>>>>

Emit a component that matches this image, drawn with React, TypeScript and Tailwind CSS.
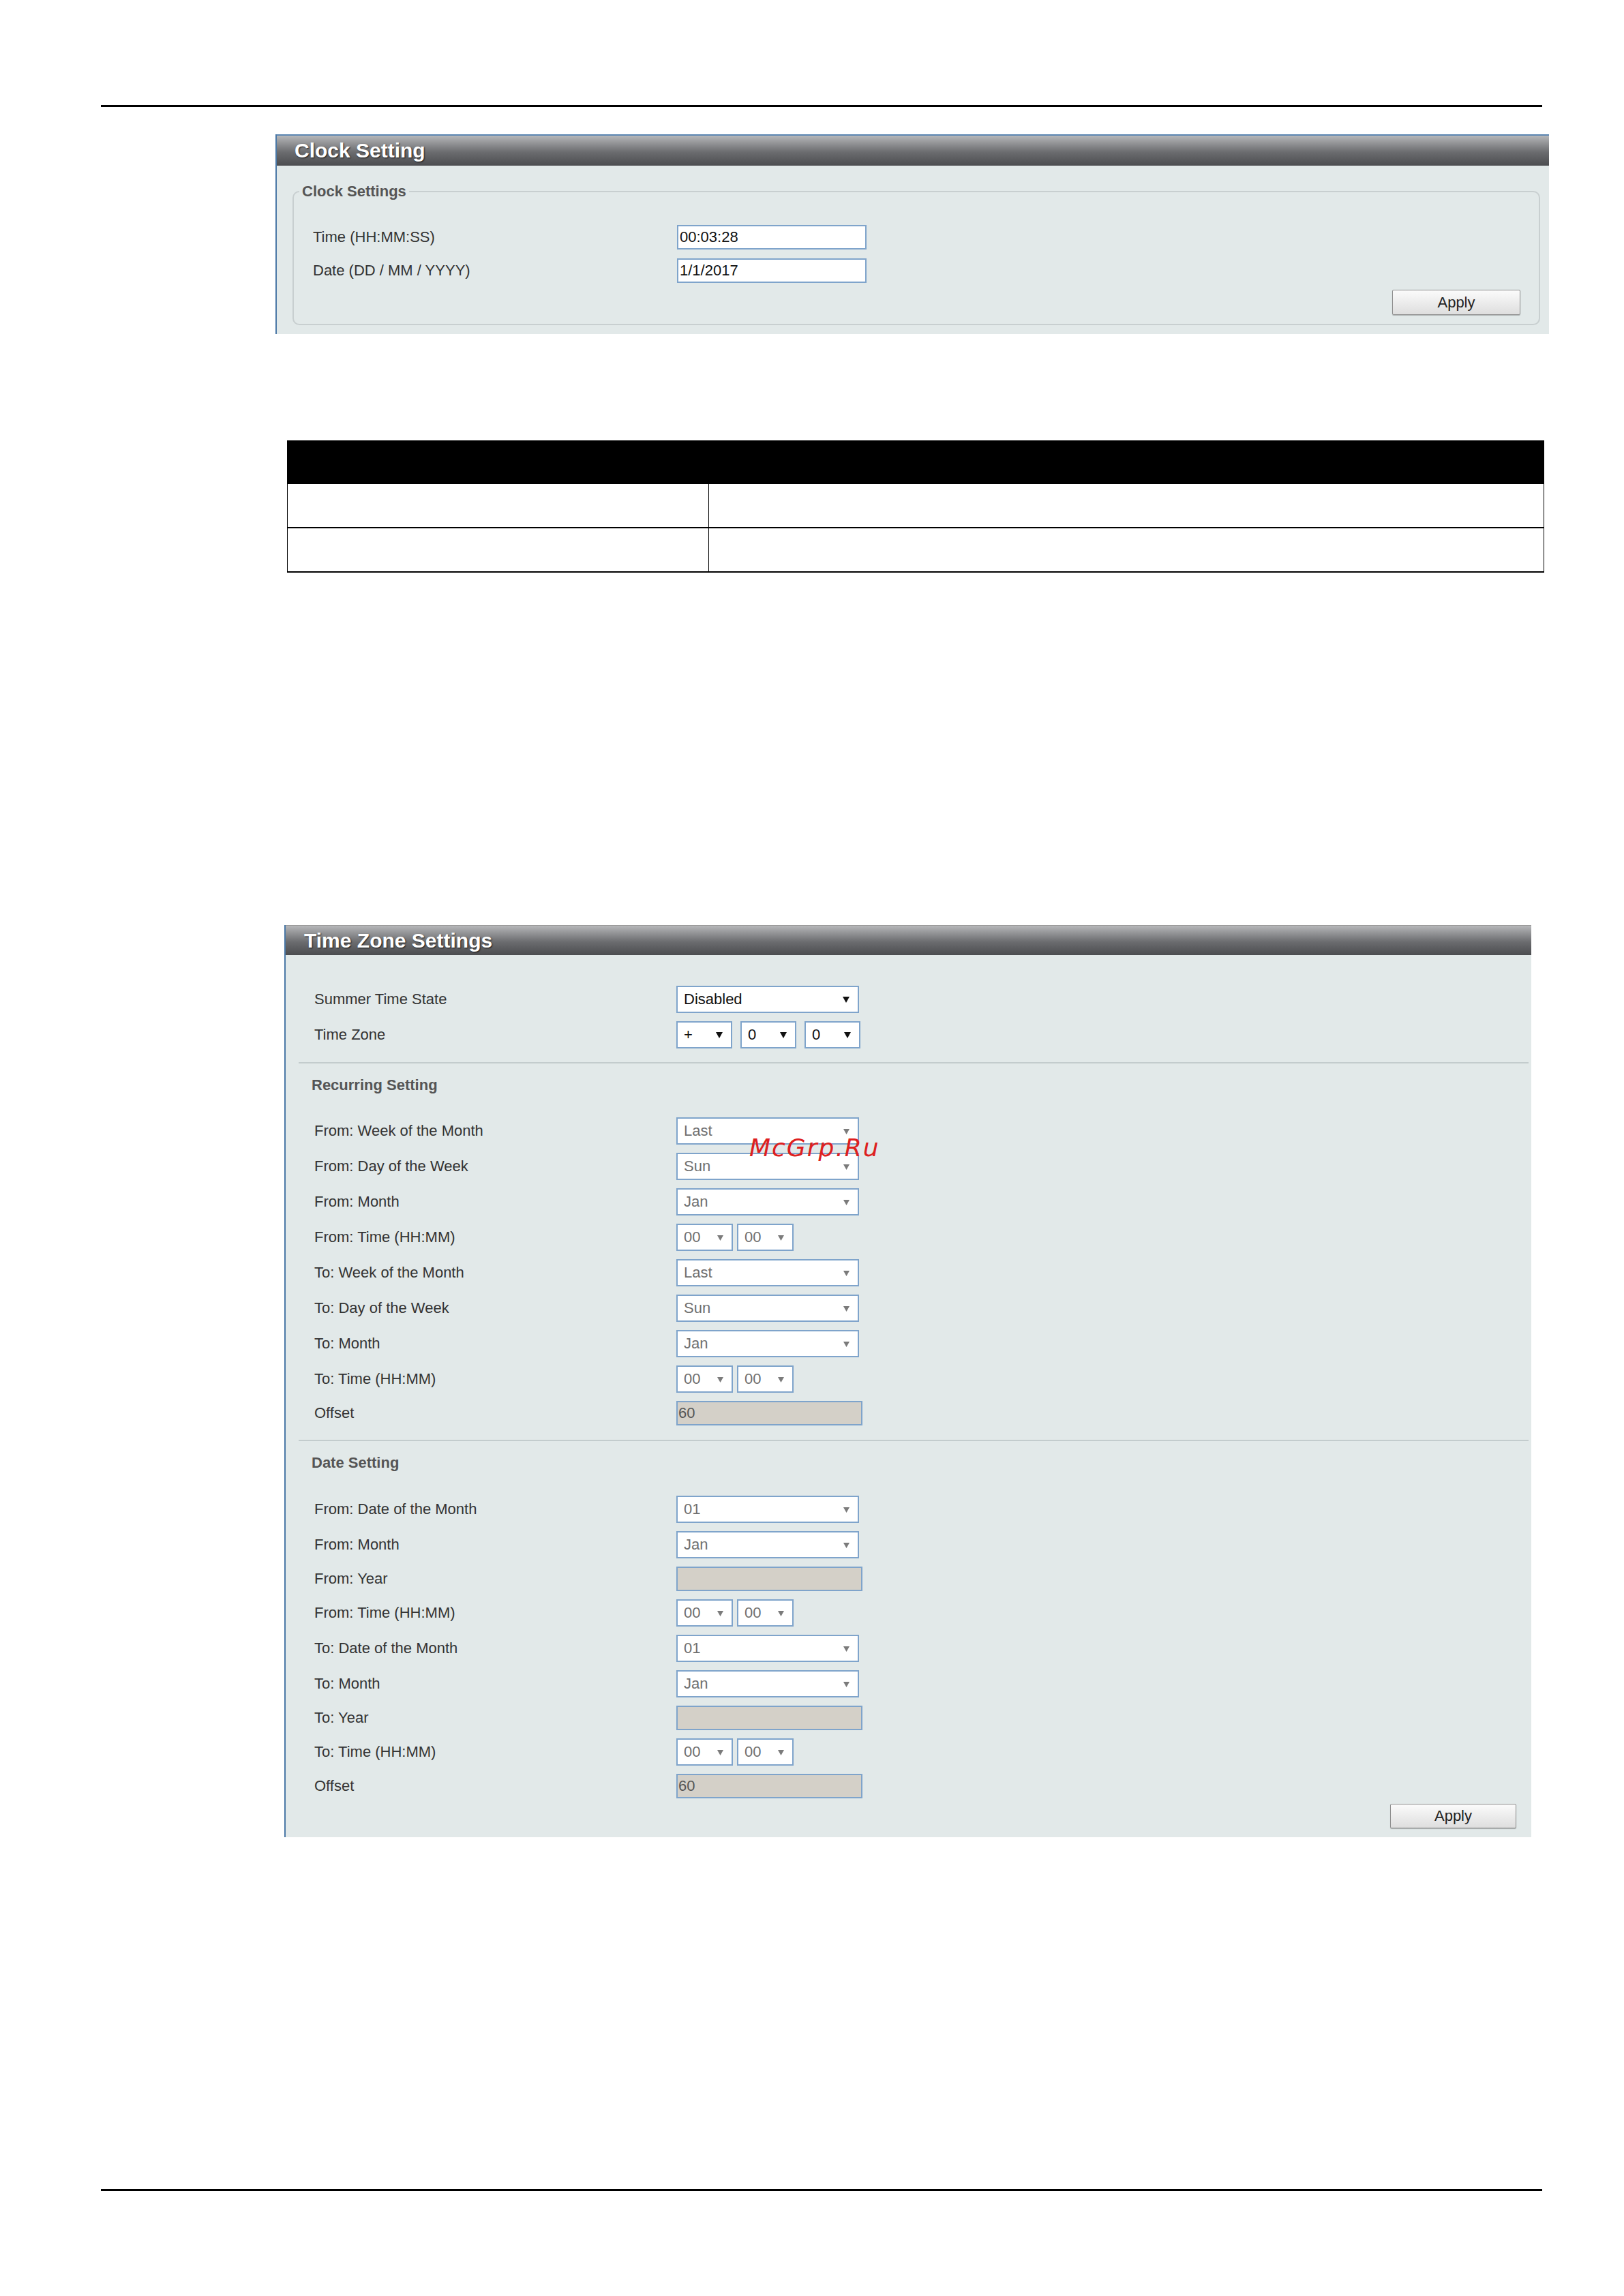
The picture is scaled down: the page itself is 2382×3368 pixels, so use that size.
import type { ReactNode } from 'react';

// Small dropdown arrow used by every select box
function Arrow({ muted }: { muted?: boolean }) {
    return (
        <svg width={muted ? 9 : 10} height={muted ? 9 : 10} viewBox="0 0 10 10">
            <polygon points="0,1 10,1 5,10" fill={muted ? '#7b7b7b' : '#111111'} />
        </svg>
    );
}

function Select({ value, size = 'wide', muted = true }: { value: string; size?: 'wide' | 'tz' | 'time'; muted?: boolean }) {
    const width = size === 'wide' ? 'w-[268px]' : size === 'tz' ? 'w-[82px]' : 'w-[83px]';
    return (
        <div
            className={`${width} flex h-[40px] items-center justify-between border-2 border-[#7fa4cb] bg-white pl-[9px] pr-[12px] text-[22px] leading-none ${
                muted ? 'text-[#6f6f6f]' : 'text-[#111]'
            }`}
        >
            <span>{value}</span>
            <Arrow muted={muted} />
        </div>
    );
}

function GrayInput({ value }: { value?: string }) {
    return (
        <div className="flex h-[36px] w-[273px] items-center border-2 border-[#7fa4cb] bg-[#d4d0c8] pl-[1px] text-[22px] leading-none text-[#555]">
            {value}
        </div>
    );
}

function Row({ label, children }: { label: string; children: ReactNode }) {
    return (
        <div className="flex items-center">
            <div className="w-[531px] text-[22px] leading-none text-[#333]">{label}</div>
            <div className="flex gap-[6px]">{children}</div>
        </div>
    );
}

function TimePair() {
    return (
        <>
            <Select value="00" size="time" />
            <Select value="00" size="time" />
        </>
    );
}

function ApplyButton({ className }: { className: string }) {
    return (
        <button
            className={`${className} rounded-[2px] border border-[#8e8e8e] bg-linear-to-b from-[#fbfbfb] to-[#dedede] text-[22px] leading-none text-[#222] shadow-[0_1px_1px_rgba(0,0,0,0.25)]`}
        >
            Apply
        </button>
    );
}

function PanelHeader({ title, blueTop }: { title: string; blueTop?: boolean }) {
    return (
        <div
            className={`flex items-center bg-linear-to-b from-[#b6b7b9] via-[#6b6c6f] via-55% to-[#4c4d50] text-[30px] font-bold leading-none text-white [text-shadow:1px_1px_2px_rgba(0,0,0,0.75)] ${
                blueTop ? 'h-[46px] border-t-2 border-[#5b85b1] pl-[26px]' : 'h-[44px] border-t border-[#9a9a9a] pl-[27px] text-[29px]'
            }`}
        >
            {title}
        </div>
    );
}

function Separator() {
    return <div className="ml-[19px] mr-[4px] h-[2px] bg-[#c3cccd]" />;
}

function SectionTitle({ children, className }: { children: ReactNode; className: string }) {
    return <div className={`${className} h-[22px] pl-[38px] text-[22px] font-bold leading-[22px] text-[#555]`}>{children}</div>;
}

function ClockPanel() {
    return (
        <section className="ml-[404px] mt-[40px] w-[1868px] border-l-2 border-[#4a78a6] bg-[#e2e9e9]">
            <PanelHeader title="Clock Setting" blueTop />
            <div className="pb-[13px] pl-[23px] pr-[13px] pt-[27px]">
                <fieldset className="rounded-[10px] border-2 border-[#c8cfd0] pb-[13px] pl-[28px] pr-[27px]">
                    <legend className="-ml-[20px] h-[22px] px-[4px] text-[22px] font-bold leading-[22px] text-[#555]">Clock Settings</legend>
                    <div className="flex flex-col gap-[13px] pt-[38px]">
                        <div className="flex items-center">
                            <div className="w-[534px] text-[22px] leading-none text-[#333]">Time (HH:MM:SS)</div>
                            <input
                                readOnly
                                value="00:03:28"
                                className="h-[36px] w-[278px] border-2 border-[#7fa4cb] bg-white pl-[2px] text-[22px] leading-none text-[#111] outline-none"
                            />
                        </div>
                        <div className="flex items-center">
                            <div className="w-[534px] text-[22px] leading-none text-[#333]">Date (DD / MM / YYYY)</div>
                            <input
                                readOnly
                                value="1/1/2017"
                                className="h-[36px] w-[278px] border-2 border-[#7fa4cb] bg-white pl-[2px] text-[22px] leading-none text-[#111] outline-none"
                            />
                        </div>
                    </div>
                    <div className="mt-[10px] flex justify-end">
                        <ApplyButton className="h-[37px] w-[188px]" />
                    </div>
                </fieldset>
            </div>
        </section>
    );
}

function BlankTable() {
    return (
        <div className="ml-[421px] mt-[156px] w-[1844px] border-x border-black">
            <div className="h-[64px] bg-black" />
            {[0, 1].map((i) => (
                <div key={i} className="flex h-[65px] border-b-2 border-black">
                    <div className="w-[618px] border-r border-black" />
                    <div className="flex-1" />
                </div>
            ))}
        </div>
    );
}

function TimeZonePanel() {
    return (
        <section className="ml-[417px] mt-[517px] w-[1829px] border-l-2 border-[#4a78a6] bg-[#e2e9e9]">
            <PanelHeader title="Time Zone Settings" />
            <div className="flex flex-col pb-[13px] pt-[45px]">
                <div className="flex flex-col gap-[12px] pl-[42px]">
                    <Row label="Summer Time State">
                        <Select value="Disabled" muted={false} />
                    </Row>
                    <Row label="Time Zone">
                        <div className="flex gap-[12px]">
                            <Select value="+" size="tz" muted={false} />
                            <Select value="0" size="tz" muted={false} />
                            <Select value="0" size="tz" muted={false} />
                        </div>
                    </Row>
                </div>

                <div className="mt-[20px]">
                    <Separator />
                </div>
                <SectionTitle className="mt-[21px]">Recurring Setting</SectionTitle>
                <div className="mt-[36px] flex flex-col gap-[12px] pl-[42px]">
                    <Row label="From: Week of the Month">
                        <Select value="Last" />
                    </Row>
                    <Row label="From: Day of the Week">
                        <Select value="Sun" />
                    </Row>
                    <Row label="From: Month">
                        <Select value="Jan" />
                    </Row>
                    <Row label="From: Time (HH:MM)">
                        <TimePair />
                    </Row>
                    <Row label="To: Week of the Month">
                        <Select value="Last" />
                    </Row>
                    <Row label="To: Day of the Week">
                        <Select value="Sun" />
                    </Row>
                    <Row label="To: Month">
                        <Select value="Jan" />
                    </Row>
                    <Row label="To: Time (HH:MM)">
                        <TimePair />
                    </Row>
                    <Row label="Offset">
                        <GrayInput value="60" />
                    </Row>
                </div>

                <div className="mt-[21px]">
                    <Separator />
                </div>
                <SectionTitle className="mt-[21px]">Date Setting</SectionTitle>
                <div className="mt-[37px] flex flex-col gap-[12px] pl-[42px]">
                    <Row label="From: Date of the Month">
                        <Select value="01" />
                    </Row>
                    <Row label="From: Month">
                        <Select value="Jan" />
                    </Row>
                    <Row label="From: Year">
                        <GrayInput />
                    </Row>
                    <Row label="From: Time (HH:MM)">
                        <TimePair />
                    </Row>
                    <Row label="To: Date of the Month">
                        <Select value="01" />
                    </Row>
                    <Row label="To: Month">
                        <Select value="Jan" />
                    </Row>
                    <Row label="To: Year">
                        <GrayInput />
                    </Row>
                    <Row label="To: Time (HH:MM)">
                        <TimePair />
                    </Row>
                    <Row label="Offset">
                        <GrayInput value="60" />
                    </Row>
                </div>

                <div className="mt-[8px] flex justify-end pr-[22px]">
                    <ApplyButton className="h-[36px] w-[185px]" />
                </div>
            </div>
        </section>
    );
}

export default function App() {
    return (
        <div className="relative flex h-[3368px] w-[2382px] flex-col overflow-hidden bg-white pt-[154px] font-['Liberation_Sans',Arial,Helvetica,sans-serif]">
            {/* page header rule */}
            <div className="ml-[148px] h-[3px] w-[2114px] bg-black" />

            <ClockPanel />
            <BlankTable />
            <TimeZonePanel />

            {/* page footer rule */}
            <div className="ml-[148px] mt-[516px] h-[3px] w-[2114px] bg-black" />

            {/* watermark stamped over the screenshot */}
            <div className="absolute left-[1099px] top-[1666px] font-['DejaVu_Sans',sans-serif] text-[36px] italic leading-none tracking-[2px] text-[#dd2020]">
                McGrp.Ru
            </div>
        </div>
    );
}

<<<<

Scan the material and collect every line that contains "page".

The picture is scaled down: the page itself is 2382×3368 pixels, so use that size.
            {/* page header rule */}
            {/* page footer rule */}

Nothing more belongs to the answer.